Gentle readers, here’s a hint — don’t let your domain name expire.  It will be immediately colonized by a porn site.  I began receiving emails from dismayed or bemused readers and friends: “Hey, what’s the deal?  Did you go into the porn business???”  No, I did not.  However, my former domain name, which I will not list here because I have no desire to send more business to the rascals who took over my abandoned property, is now forever associated with bad photography, plain paper wrappings, and men living in their mother’s basements (not that there’s anything wrong with that).  I know this for certain because, during my recent exertions putting together this new site, I went to the Internet Wayback Machine in an effort to salvage materials from my old site.  I attempted to do this at the office (not wise, but I’ve been eager to get this site up and running).  Taxpayers, rest easy — your government has very secure filters to block employees from viewing porn.  Even when I directed the Internet Wayback Machine to take me back to 2003, to years before I abandoned my domain name, still the electronic nanny blocked my access and informed me that I had attempted to view porn.  There I was, trying to salvage old articles about George Alec Effinger and my obsession of collecting vintage laptop computers, and the censor built into my network was berating me for trying to view porn, porn, PORN.  Let that be a lesson to you.  Pay your bills in a timely fashion, particularly for your domain name.

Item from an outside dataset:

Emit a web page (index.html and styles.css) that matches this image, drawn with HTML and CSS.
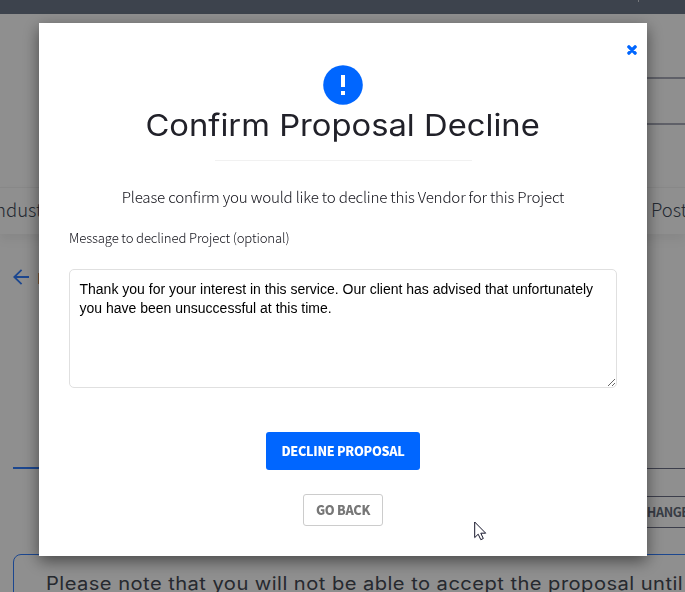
FILE: index.html
```html
<!DOCTYPE html>
<html lang="en">
<head>
    <meta charset="UTF-8">
    <meta name="viewport" content="width=device-width, initial-scale=1.0">
    <title>Confirm Proposal Decline</title>
    <link rel="stylesheet" href="styles.css">
</head>
<body>

    <!-- Page behind the modal -->
    <div class="page">
        <div class="topbar"><span class="topbar-divider"></span></div>
        <header class="header">
            <div class="search"></div>
        </header>
        <nav class="nav">
            <span class="nav-left">Industry</span>
            <span class="nav-right">Post</span>
        </nav>
        <main class="content">
            <div class="back">
                <svg width="16" height="16" viewBox="0 0 16 16" fill="none" stroke="currentColor" stroke-width="1.8">
                    <path d="M16 8H1.2M8.6 .8L1.2 8l7.4 7.2"/>
                </svg>
                <span>Back</span>
            </div>
            <div class="tabs"><span class="tab-active"></span></div>
            <div class="actions">
                <span class="change-btn">CHANGE</span>
            </div>
            <div class="notice">
                <span class="notice-text">Please note that you will not be able to accept the proposal until</span>
            </div>
        </main>
    </div>

    <!-- Modal -->
    <div class="overlay">
        <div class="modal">
            <div class="modal-top">
                <button class="close" type="button" aria-label="Close">
                    <svg width="10" height="10" viewBox="0 0 10 10" stroke="#0066ff" stroke-width="3.4" stroke-linecap="round">
                        <path d="M1.9 1.9l6.2 6.2M8.1 1.9L1.9 8.1"/>
                    </svg>
                </button>
            </div>
            <svg class="alert-icon" width="40" height="40" viewBox="0 0 40 40">
                <circle cx="20" cy="20" r="19.8" fill="#0066ff"/>
                <path d="M18 10h4v12h-4zM18 26h4v4h-4z" fill="#fff"/>
            </svg>
            <h1><span class="title">Confirm Proposal Decline</span></h1>
            <hr>
            <p class="question">Please confirm you would like to decline this Vendor for this Project</p>
            <label for="message">Message to declined Project (optional)</label>
            <textarea id="message" name="message" spellcheck="false">Thank you for your interest in this service. Our client has advised that unfortunately you have been unsuccessful at this time.</textarea>
            <button class="btn btn-primary" type="submit">DECLINE PROPOSAL</button>
            <button class="btn btn-default" type="button">GO BACK</button>
        </div>
    </div>

    <svg class="cursor" width="13" height="20" viewBox="0 0 13 20">
        <path d="M.7 1v15.6l3.5-3.4 2.6 5.5 2.5-1.2-2.5-5.3h4.9z" fill="#fff" stroke="#15152a" stroke-width="1"/>
    </svg>

</body>
</html>
```
FILE: styles.css
```css
* {
    box-sizing: border-box;
}

body {
    margin: 0;
    height: 592px;
    overflow: hidden;
    font-family: "Noto Sans CJK SC", "Noto Sans", sans-serif;
    color: #212129;
}

/* Page */
.page {
    height: 592px;
    overflow: hidden;
    background-color: #ffffff;
}

.topbar {
    height: 14px;
    padding-left: 638px;
    background-color: #6d7889;
}

.topbar-divider {
    display: block;
    width: 1px;
    height: 2px;
    background-color: #d0d4dc;
}

.header {
    height: 173px;
    padding: 63px 0 0 300px;
}

.search {
    height: 48px;
    border: 2px solid #a9abb9;
    border-right: none;
}

.nav {
    height: 47px;
    display: flex;
    justify-content: space-between;
    align-items: center;
    padding-bottom: 5px;
    border-top: 1px solid #f2f2f2;
    box-shadow: 0 6px 10px rgba(0, 0, 0, 0.06);
    font-size: 18.5px;
    font-weight: 300;
    color: #414a58;
    white-space: nowrap;
}

.nav-left {
    margin-left: -10px;
}

.nav-right {
    width: 34px;
}

.content {
    padding: 35px 0 0 13px;
}

.back {
    height: 16px;
    display: flex;
    align-items: center;
    gap: 8px;
    color: #337fff;
}

.back span {
    color: #694e46;
    font-size: 15px;
}

.tabs {
    height: 2px;
    margin-top: 182px;
    background: linear-gradient(#6c6f86, #6c6f86) 0 1px / 100% 1px no-repeat;
}

.tab-active {
    display: block;
    width: 120px;
    height: 2px;
    background-color: #337fff;
}

.actions {
    display: flex;
    justify-content: flex-end;
    margin-top: 27px;
    margin-right: -12px;
}

.change-btn {
    width: 70px;
    height: 32px;
    padding-left: 11px;
    border: 1px solid #6c6f86;
    font-size: 12.6px;
    letter-spacing: -0.4px;
    line-height: 29px;
    font-weight: 700;
    color: #636b79;
}

.notice {
    height: 60px;
    margin-top: 26px;
    margin-right: -20px;
    padding: 16px 0 0 32px;
    border: 1px solid #337fff;
    border-radius: 8px;
}

.notice-text {
    display: inline-block;
    font-family: Inter, sans-serif;
    font-size: 18px;
    line-height: 24px;
    letter-spacing: 0.4px;
    white-space: nowrap;
    transform: scaleX(1.119);
    transform-origin: left;
    color: #454a54;
}

/* Modal */
.overlay {
    position: fixed;
    top: 0;
    left: 0;
    width: 685px;
    height: 592px;
    padding: 23px 38px 0 39px;
    background-color: rgba(0, 0, 0, 0.44);
}

.modal {
    height: 533px;
    padding: 0 30px;
    display: flex;
    flex-direction: column;
    align-items: center;
    background-color: #ffffff;
    box-shadow: 0 5px 15px rgba(0, 0, 0, 0.5);
}

.modal-top {
    width: 100%;
    height: 42px;
    display: flex;
    justify-content: flex-end;
    padding-top: 22px;
}

.close {
    width: 10px;
    height: 10px;
    margin-right: -20px;
    padding: 0;
    border: none;
    background: none;
    cursor: pointer;
}

.close svg {
    display: block;
}

h1 {
    margin: 0;
    height: 40px;
    font-family: Inter, sans-serif;
    font-size: 30px;
    font-weight: 400;
    line-height: 41px;
    white-space: nowrap;
    color: #212129;
}

.title {
    display: inline-block;
    transform: scaleX(1.092);
}

hr {
    width: 257px;
    margin: 15px 0 0;
    border: none;
    border-top: 1px solid #f1f1f1;
}

.question {
    margin: 23px 0 0;
    height: 24px;
    font-size: 15.2px;
    letter-spacing: -0.21px;
    line-height: 24px;
    font-weight: 300;
    white-space: nowrap;
    color: #101018;
}

label {
    align-self: flex-start;
    height: 20px;
    margin-top: 20px;
    font-size: 13.2px;
    letter-spacing: -0.16px;
    line-height: 20px;
    font-weight: 300;
    color: #101018;
}

textarea {
    flex: none;
    width: 548px;
    height: 119px;
    margin-top: 21px;
    padding: 10px 10px 10px 9.5px;
    border: 1px solid #e0e0e0;
    border-radius: 5px;
    font-family: "Liberation Sans", Arial, sans-serif;
    font-size: 14px;
    line-height: 19px;
    color: #000000;
}

.btn {
    padding: 0 0 2px;
    border-radius: 3px;
    font-family: inherit;
    font-size: 12.6px;
    letter-spacing: -0.3px;
    font-weight: 900;
    white-space: nowrap;
    cursor: pointer;
}

.btn-primary {
    width: 154px;
    height: 38px;
    margin-top: 44px;
    border: none;
    background-color: #0066ff;
    color: #ffffff;
}

.btn-default {
    width: 80px;
    height: 32px;
    margin-top: 24px;
    border: 1px solid #cccccc;
    background-color: #ffffff;
    color: #777777;
}

.cursor {
    position: absolute;
    left: 474px;
    top: 521px;
}
```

After the pornification of my website, I took to blogging at the Night Shades Books message boards, which, in the middle years of the last decade, were a thriving community of hundreds of science fiction, fantasy, and horror writers and fans.  I used their boards as an emergency communication tool to reach friends and family during the months my immediate family and I were trapped away from our home in Katrina’s wake, first in Albuquerque and later in Miami, and my posts evolved into an ongoing commentary on being exiled, returning home, and participating in the rebuilding of New Orleans.  Unfortunately, an invasion of spambots utterly infested the message boards sometime in 2007, driving out the majority of participants, and eventually Night Shade shut their boards down.  The demise of that community was a real shame.  Lucius Shepherd, all by himself, had nearly 30,000 posts on his boards and sub-boards by the time the end came.  Maybe this August, when the next anniversary of Katrina approaches, I’ll try to salvage some of those old disaster-related posts and provide a sampling here.

Anyway, over the next few weeks, I’ll be unboxing my old knicknacks, touching up their paint, and displaying them on the freshly dusted shelves of my new den here, along with lots of new stuff.  Among the new stuff will be an article called “A New Hope, A New Tack,” which explains where I’ve been these past few years, what I’ve been up to, and why I’ve chosen now to get back into the swing of blogging.

Meanwhile, I’ll be doing my darndest to get the hang of WordPress.  I’m liking it so far.  A lot.  Putting up my own site is a much different experience than paying someone to do it for me.  Rather than having it updated three or four times a year, I’ll be fiddling with this den of mine constantly, moving the furniture, adjusting the pictures on the walls, and patching drafty spots around the windows.  I expect it’ll be a lot of fun.